▸ Data
begin

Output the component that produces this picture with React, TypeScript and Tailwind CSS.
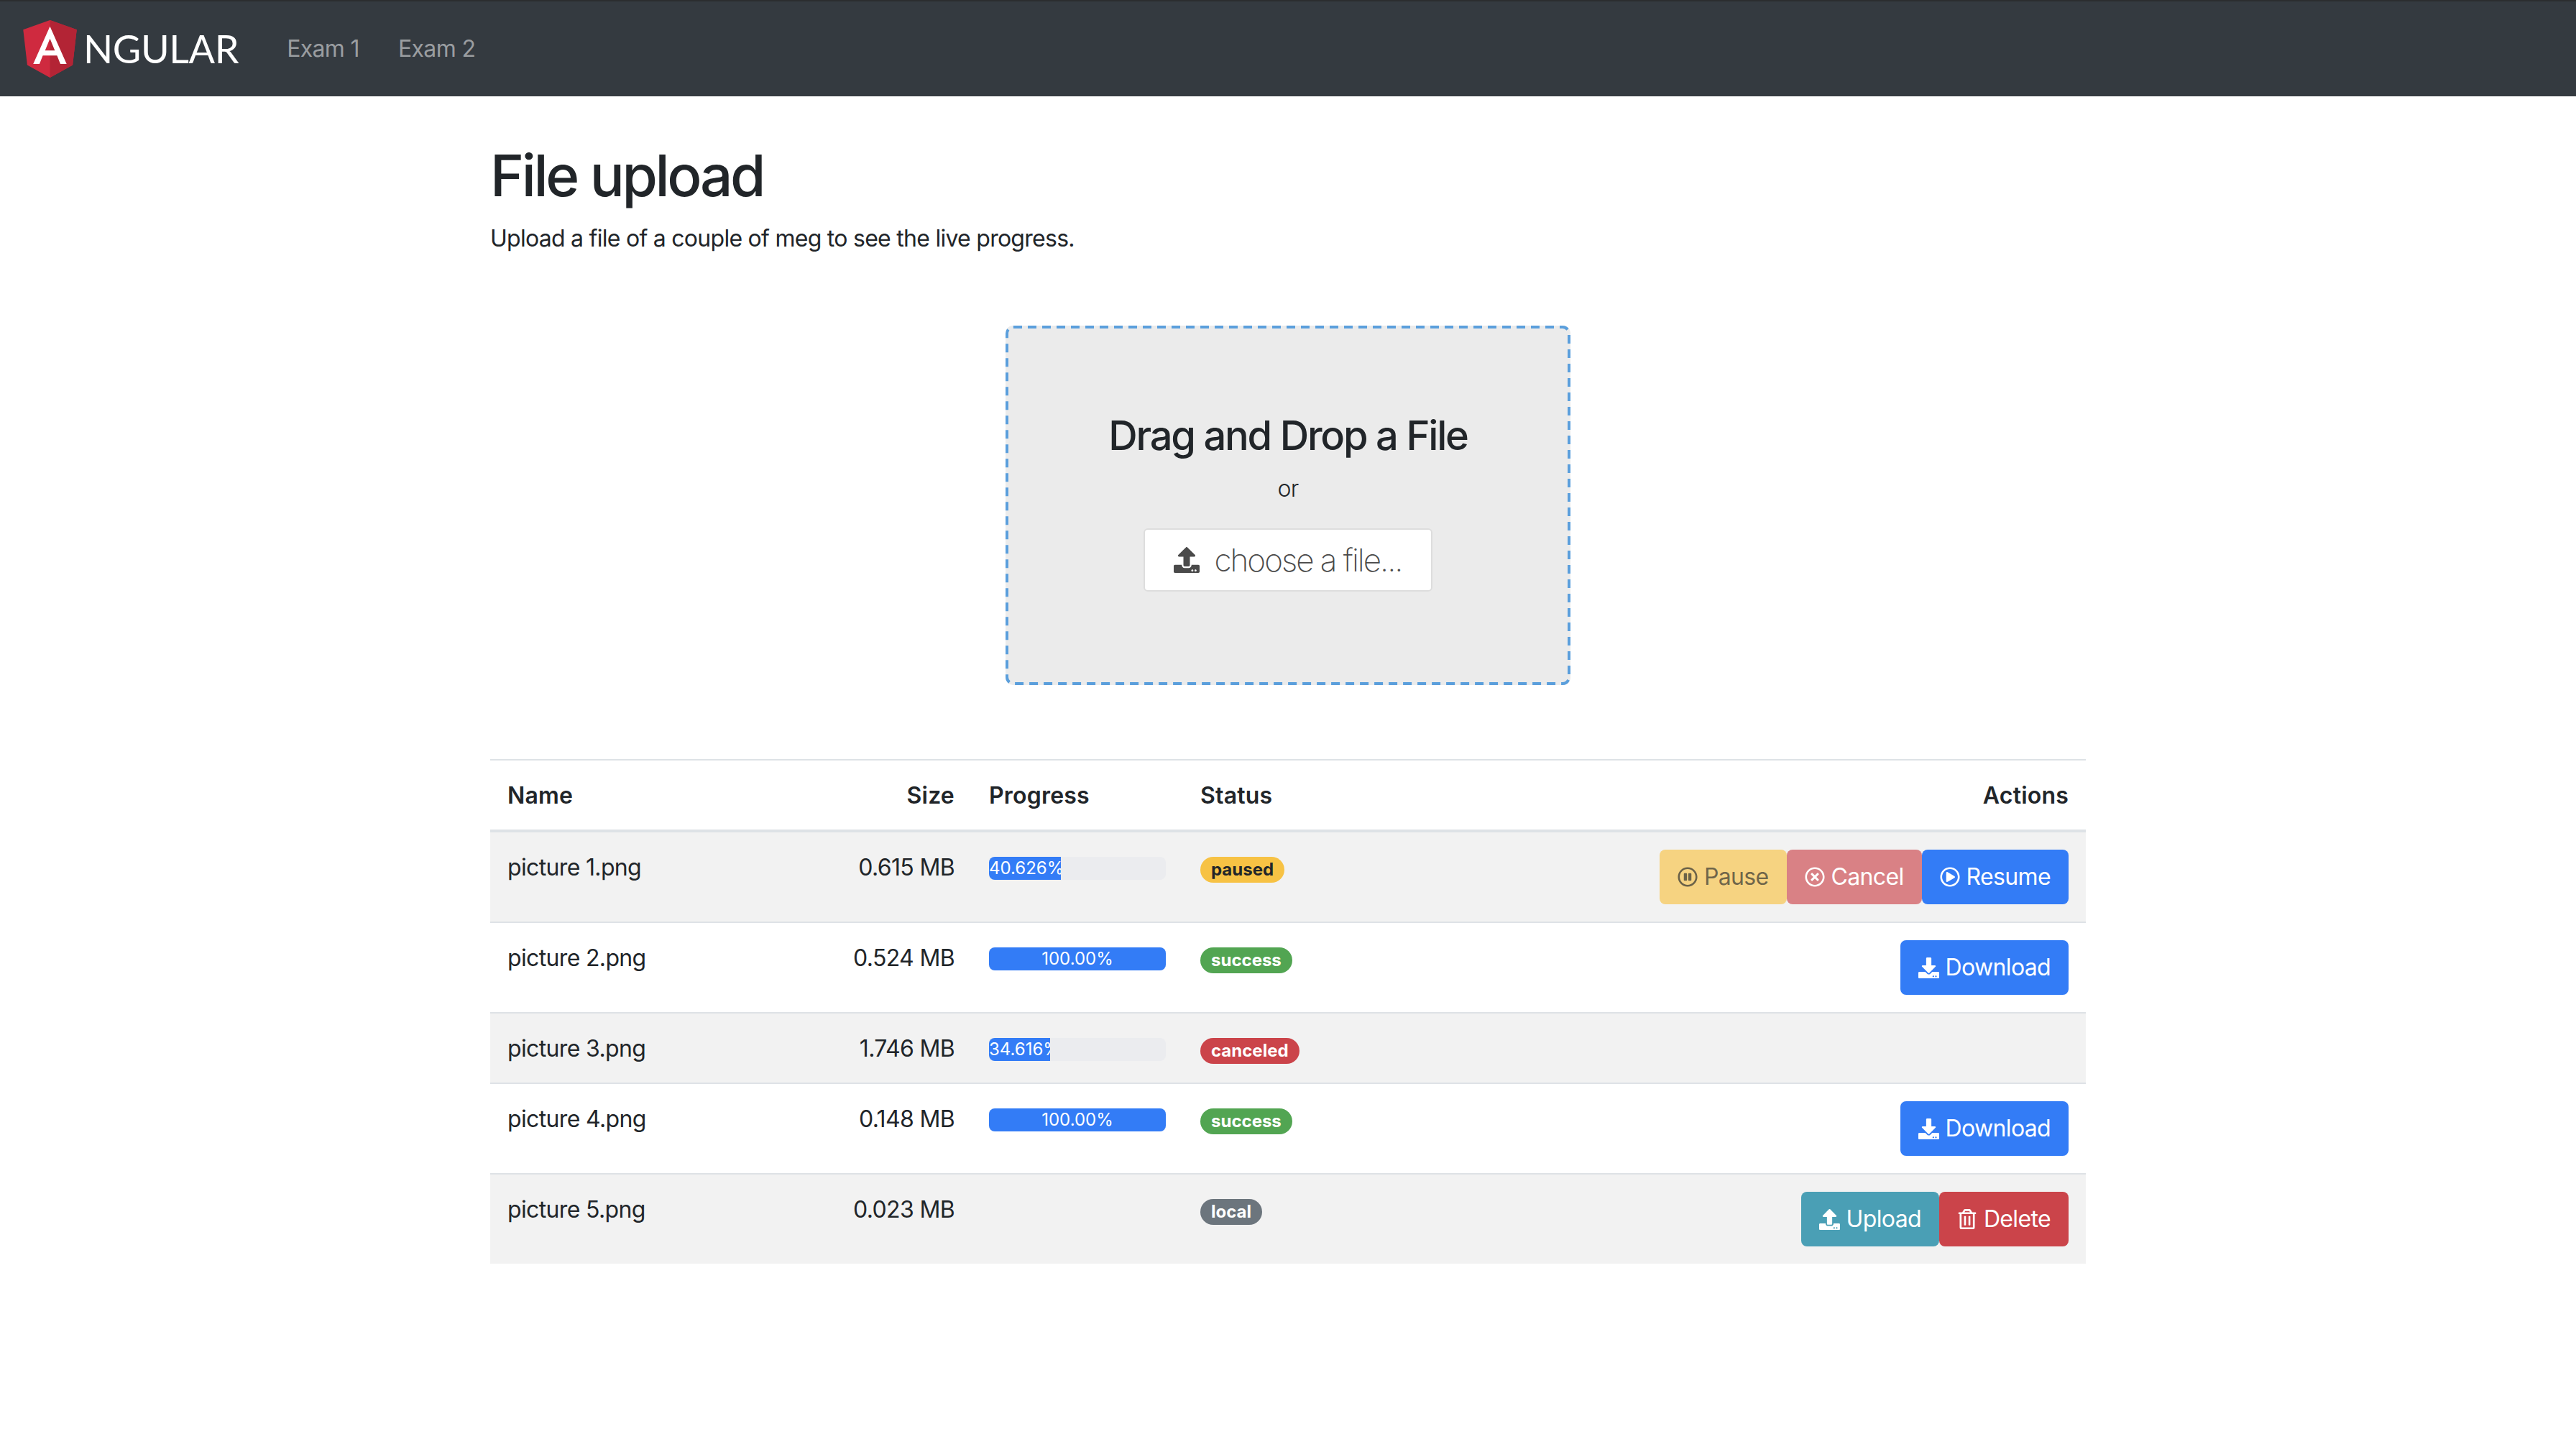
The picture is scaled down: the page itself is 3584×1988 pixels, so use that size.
import React from 'react';
import { FaUpload, FaDownload, FaRegPauseCircle, FaRegTimesCircle, FaRegPlayCircle, FaRegTrashAlt } from 'react-icons/fa';

type Status = 'paused' | 'success' | 'canceled' | 'local';

interface FileRow {
  name: string;
  size: string;
  progress?: number;
  label?: string;
  status: Status;
}

const files: FileRow[] = [
  { name: 'picture 1.png', size: '0.615 MB', progress: 40.626, label: '40.626%', status: 'paused' },
  { name: 'picture 2.png', size: '0.524 MB', progress: 100, label: '100.00%', status: 'success' },
  { name: 'picture 3.png', size: '1.746 MB', progress: 34.616, label: '34.616%', status: 'canceled' },
  { name: 'picture 4.png', size: '0.148 MB', progress: 100, label: '100.00%', status: 'success' },
  { name: 'picture 5.png', size: '0.023 MB', status: 'local' },
];

const badgeClass: Record<Status, string> = {
  paused: 'bg-[#f7c244] text-[#212529]',
  success: 'bg-[#52a552] text-white',
  canceled: 'bg-[#cb444a] text-white',
  local: 'bg-[#6c757d] text-white',
};

const Logo = () => (
  <div className="flex items-center">
    <svg viewBox="31.9 30 186.2 200" className="w-[75px] h-[80px] shrink-0">
      <polygon fill="#cf2a3f" points="125,30 31.9,63.2 46.1,186.3 125,230 203.9,186.3 218.1,63.2" />
      <polygon fill="#b32435" points="125,30 125,230 203.9,186.3 218.1,63.2" />
      <path
        fill="#fff"
        d="M125,52.1L66.8,182.6h21.7l11.7-29.2h49.4l11.7,29.2h21.7L125,52.1z M142,135.4H108l17-40.9L142,135.4z"
      />
    </svg>
    <span className="ml-[9px] font-[Lato,sans-serif] font-normal text-[54px] leading-none text-white tracking-[-0.4px]">NGULAR</span>
  </div>
);

const Btn = ({ color, icon, children }: { color: string; icon: React.ReactNode; children: React.ReactNode }) => (
  <button className={`flex items-center gap-[9px] h-[76px] px-[25px] rounded-[8px] text-[32px] leading-[48px] tracking-[-0.65px] ${color}`}>
    {icon}
    {children}
  </button>
);

const Actions = ({ status }: { status: Status }) => {
  if (status === 'paused') {
    return (
      <>
        <Btn color="bg-[#f7c244]/65 text-[#212529]/65" icon={<FaRegPauseCircle className="text-[28px]" />}>Pause</Btn>
        <Btn color="bg-[#cb444a]/65 text-white" icon={<FaRegTimesCircle className="text-[28px]" />}>Cancel</Btn>
        <Btn color="bg-[#337cf6] text-white" icon={<FaRegPlayCircle className="text-[28px]" />}>Resume</Btn>
      </>
    );
  }
  if (status === 'success') {
    return <Btn color="bg-[#337cf6] text-white" icon={<FaDownload className="text-[29px]" />}>Download</Btn>;
  }
  if (status === 'local') {
    return (
      <>
        <Btn color="bg-[#4a9fb5] text-white" icon={<FaUpload className="text-[29px]" />}>Upload</Btn>
        <Btn color="bg-[#cb444a] text-white" icon={<FaRegTrashAlt className="text-[28px]" />}>Delete</Btn>
      </>
    );
  }
  return null;
};

export default function App() {
  return (
    <div className="min-h-[1988px] bg-white font-[Inter,sans-serif] text-[32px] leading-[48px] tracking-[-0.65px] text-[#212529]">
      <nav className="flex items-center h-[134px] pl-[32px] bg-[#343a40] border-t-[2px] border-[#2b2d2f]">
        <Logo />
        <a className="ml-[67px] text-[#9a9da0]">Exam 1</a>
        <a className="ml-[54px] text-[#9a9da0]">Exam 2</a>
      </nav>

      <main className="w-[2220px] mx-auto pt-[62px]">
        <h1 className="text-[80px] leading-[96px] font-medium tracking-[-3.4px] mb-[16px]">File upload</h1>
        <p className="tracking-[-0.73px]">Upload a file of a couple of meg to see the live progress.</p>

        <div className="relative flex flex-col items-center w-[786px] h-[500px] mx-auto mt-[97px] pt-[120px] bg-[#ebebeb] rounded-[10px]">
          <svg className="absolute inset-0 w-full h-full" viewBox="0 0 786 500" fill="none">
            <rect x="2" y="2" width="782" height="496" rx="9" stroke="#5b9fdc" strokeWidth="4" strokeDasharray="12 8" />
          </svg>
          <h3 className="text-[56px] leading-[67px] font-medium tracking-[-2.2px]">Drag and Drop a File</h3>
          <div className="mt-[16px] font-light">or</div>
          <label className="flex items-center justify-center gap-[20px] w-[402px] h-[88px] mt-[31px] bg-white border-[2px] border-[#dddddd] rounded-[6px] text-[44px] font-extralight tracking-[-2px] text-[#4a4a4a]">
            <FaUpload className="text-[36px]" />
            choose a file...
          </label>
        </div>

        <table className="w-full mt-[103px] table-fixed border-collapse">
          <colgroup>
            <col className="w-[460px]" />
            <col className="w-[210px]" />
            <col className="w-[294px]" />
            <col className="w-[300px]" />
            <col />
          </colgroup>
          <thead>
            <tr className="border-t-[2px] border-b-[4px] border-[#dee2e6] tracking-[0.2px]">
              <th className="px-[24px] pt-[25px] pb-[23px] text-left font-semibold">Name</th>
              <th className="px-[24px] pt-[25px] pb-[23px] text-right font-semibold">Size</th>
              <th className="px-[24px] pt-[25px] pb-[23px] text-left font-semibold">Progress</th>
              <th className="px-[24px] pt-[25px] pb-[23px] text-left font-semibold">Status</th>
              <th className="px-[24px] pt-[25px] pb-[23px] text-right font-semibold">Actions</th>
            </tr>
          </thead>
          <tbody>
            {files.map((f, i) => (
              <tr key={f.name} className={`border-t-[2px] border-[#dee2e6] ${i % 2 === 0 ? 'bg-[#f2f2f2]' : 'bg-white'}`}>
                <td className="px-[24px] pt-[25px] pb-[23px] align-top">{f.name}</td>
                <td className="px-[24px] pt-[25px] pb-[23px] align-top text-right">{f.size}</td>
                <td className="p-[24px] align-top">
                  {f.progress !== undefined && (
                    <div className="flex h-[32px] mt-[10px] rounded-[8px] overflow-hidden bg-[#ebecef] text-[24px] leading-[32px] tracking-normal text-white">
                      <div className="bg-[#337cf6] text-center whitespace-nowrap overflow-hidden" style={{ width: `${f.progress}%` }}>
                        {f.label}
                      </div>
                    </div>
                  )}
                </td>
                <td className="p-[24px] align-top">
                  <span className={`inline-block mt-[10px] px-[15px] h-[36px] rounded-full text-[24px] leading-[36px] tracking-normal font-bold align-top ${badgeClass[f.status]}`}>
                    {f.status}
                  </span>
                </td>
                <td className="p-[24px] align-top">
                  <div className="flex justify-end">
                    <Actions status={f.status} />
                  </div>
                </td>
              </tr>
            ))}
          </tbody>
        </table>
      </main>
    </div>
  );
}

end

▸ What needs to be done
Leave out the pictures and print every line of the data exactly.

▸ Solved problem
Output the component that produces this picture with React, TypeScript and Tailwind CSS.
The picture is scaled down: the page itself is 3584×1988 pixels, so use that size.
import React from 'react';
import { FaUpload, FaDownload, FaRegPauseCircle, FaRegTimesCircle, FaRegPlayCircle, FaRegTrashAlt } from 'react-icons/fa';

type Status = 'paused' | 'success' | 'canceled' | 'local';

interface FileRow {
  name: string;
  size: string;
  progress?: number;
  label?: string;
  status: Status;
}

const files: FileRow[] = [
  { name: 'picture 1.png', size: '0.615 MB', progress: 40.626, label: '40.626%', status: 'paused' },
  { name: 'picture 2.png', size: '0.524 MB', progress: 100, label: '100.00%', status: 'success' },
  { name: 'picture 3.png', size: '1.746 MB', progress: 34.616, label: '34.616%', status: 'canceled' },
  { name: 'picture 4.png', size: '0.148 MB', progress: 100, label: '100.00%', status: 'success' },
  { name: 'picture 5.png', size: '0.023 MB', status: 'local' },
];

const badgeClass: Record<Status, string> = {
  paused: 'bg-[#f7c244] text-[#212529]',
  success: 'bg-[#52a552] text-white',
  canceled: 'bg-[#cb444a] text-white',
  local: 'bg-[#6c757d] text-white',
};

const Logo = () => (
  <div className="flex items-center">
    <svg viewBox="31.9 30 186.2 200" className="w-[75px] h-[80px] shrink-0">
      <polygon fill="#cf2a3f" points="125,30 31.9,63.2 46.1,186.3 125,230 203.9,186.3 218.1,63.2" />
      <polygon fill="#b32435" points="125,30 125,230 203.9,186.3 218.1,63.2" />
      <path
        fill="#fff"
        d="M125,52.1L66.8,182.6h21.7l11.7-29.2h49.4l11.7,29.2h21.7L125,52.1z M142,135.4H108l17-40.9L142,135.4z"
      />
    </svg>
    <span className="ml-[9px] font-[Lato,sans-serif] font-normal text-[54px] leading-none text-white tracking-[-0.4px]">NGULAR</span>
  </div>
);

const Btn = ({ color, icon, children }: { color: string; icon: React.ReactNode; children: React.ReactNode }) => (
  <button className={`flex items-center gap-[9px] h-[76px] px-[25px] rounded-[8px] text-[32px] leading-[48px] tracking-[-0.65px] ${color}`}>
    {icon}
    {children}
  </button>
);

const Actions = ({ status }: { status: Status }) => {
  if (status === 'paused') {
    return (
      <>
        <Btn color="bg-[#f7c244]/65 text-[#212529]/65" icon={<FaRegPauseCircle className="text-[28px]" />}>Pause</Btn>
        <Btn color="bg-[#cb444a]/65 text-white" icon={<FaRegTimesCircle className="text-[28px]" />}>Cancel</Btn>
        <Btn color="bg-[#337cf6] text-white" icon={<FaRegPlayCircle className="text-[28px]" />}>Resume</Btn>
      </>
    );
  }
  if (status === 'success') {
    return <Btn color="bg-[#337cf6] text-white" icon={<FaDownload className="text-[29px]" />}>Download</Btn>;
  }
  if (status === 'local') {
    return (
      <>
        <Btn color="bg-[#4a9fb5] text-white" icon={<FaUpload className="text-[29px]" />}>Upload</Btn>
        <Btn color="bg-[#cb444a] text-white" icon={<FaRegTrashAlt className="text-[28px]" />}>Delete</Btn>
      </>
    );
  }
  return null;
};

export default function App() {
  return (
    <div className="min-h-[1988px] bg-white font-[Inter,sans-serif] text-[32px] leading-[48px] tracking-[-0.65px] text-[#212529]">
      <nav className="flex items-center h-[134px] pl-[32px] bg-[#343a40] border-t-[2px] border-[#2b2d2f]">
        <Logo />
        <a className="ml-[67px] text-[#9a9da0]">Exam 1</a>
        <a className="ml-[54px] text-[#9a9da0]">Exam 2</a>
      </nav>

      <main className="w-[2220px] mx-auto pt-[62px]">
        <h1 className="text-[80px] leading-[96px] font-medium tracking-[-3.4px] mb-[16px]">File upload</h1>
        <p className="tracking-[-0.73px]">Upload a file of a couple of meg to see the live progress.</p>

        <div className="relative flex flex-col items-center w-[786px] h-[500px] mx-auto mt-[97px] pt-[120px] bg-[#ebebeb] rounded-[10px]">
          <svg className="absolute inset-0 w-full h-full" viewBox="0 0 786 500" fill="none">
            <rect x="2" y="2" width="782" height="496" rx="9" stroke="#5b9fdc" strokeWidth="4" strokeDasharray="12 8" />
          </svg>
          <h3 className="text-[56px] leading-[67px] font-medium tracking-[-2.2px]">Drag and Drop a File</h3>
          <div className="mt-[16px] font-light">or</div>
          <label className="flex items-center justify-center gap-[20px] w-[402px] h-[88px] mt-[31px] bg-white border-[2px] border-[#dddddd] rounded-[6px] text-[44px] font-extralight tracking-[-2px] text-[#4a4a4a]">
            <FaUpload className="text-[36px]" />
            choose a file...
          </label>
        </div>

        <table className="w-full mt-[103px] table-fixed border-collapse">
          <colgroup>
            <col className="w-[460px]" />
            <col className="w-[210px]" />
            <col className="w-[294px]" />
            <col className="w-[300px]" />
            <col />
          </colgroup>
          <thead>
            <tr className="border-t-[2px] border-b-[4px] border-[#dee2e6] tracking-[0.2px]">
              <th className="px-[24px] pt-[25px] pb-[23px] text-left font-semibold">Name</th>
              <th className="px-[24px] pt-[25px] pb-[23px] text-right font-semibold">Size</th>
              <th className="px-[24px] pt-[25px] pb-[23px] text-left font-semibold">Progress</th>
              <th className="px-[24px] pt-[25px] pb-[23px] text-left font-semibold">Status</th>
              <th className="px-[24px] pt-[25px] pb-[23px] text-right font-semibold">Actions</th>
            </tr>
          </thead>
          <tbody>
            {files.map((f, i) => (
              <tr key={f.name} className={`border-t-[2px] border-[#dee2e6] ${i % 2 === 0 ? 'bg-[#f2f2f2]' : 'bg-white'}`}>
                <td className="px-[24px] pt-[25px] pb-[23px] align-top">{f.name}</td>
                <td className="px-[24px] pt-[25px] pb-[23px] align-top text-right">{f.size}</td>
                <td className="p-[24px] align-top">
                  {f.progress !== undefined && (
                    <div className="flex h-[32px] mt-[10px] rounded-[8px] overflow-hidden bg-[#ebecef] text-[24px] leading-[32px] tracking-normal text-white">
                      <div className="bg-[#337cf6] text-center whitespace-nowrap overflow-hidden" style={{ width: `${f.progress}%` }}>
                        {f.label}
                      </div>
                    </div>
                  )}
                </td>
                <td className="p-[24px] align-top">
                  <span className={`inline-block mt-[10px] px-[15px] h-[36px] rounded-full text-[24px] leading-[36px] tracking-normal font-bold align-top ${badgeClass[f.status]}`}>
                    {f.status}
                  </span>
                </td>
                <td className="p-[24px] align-top">
                  <div className="flex justify-end">
                    <Actions status={f.status} />
                  </div>
                </td>
              </tr>
            ))}
          </tbody>
        </table>
      </main>
    </div>
  );
}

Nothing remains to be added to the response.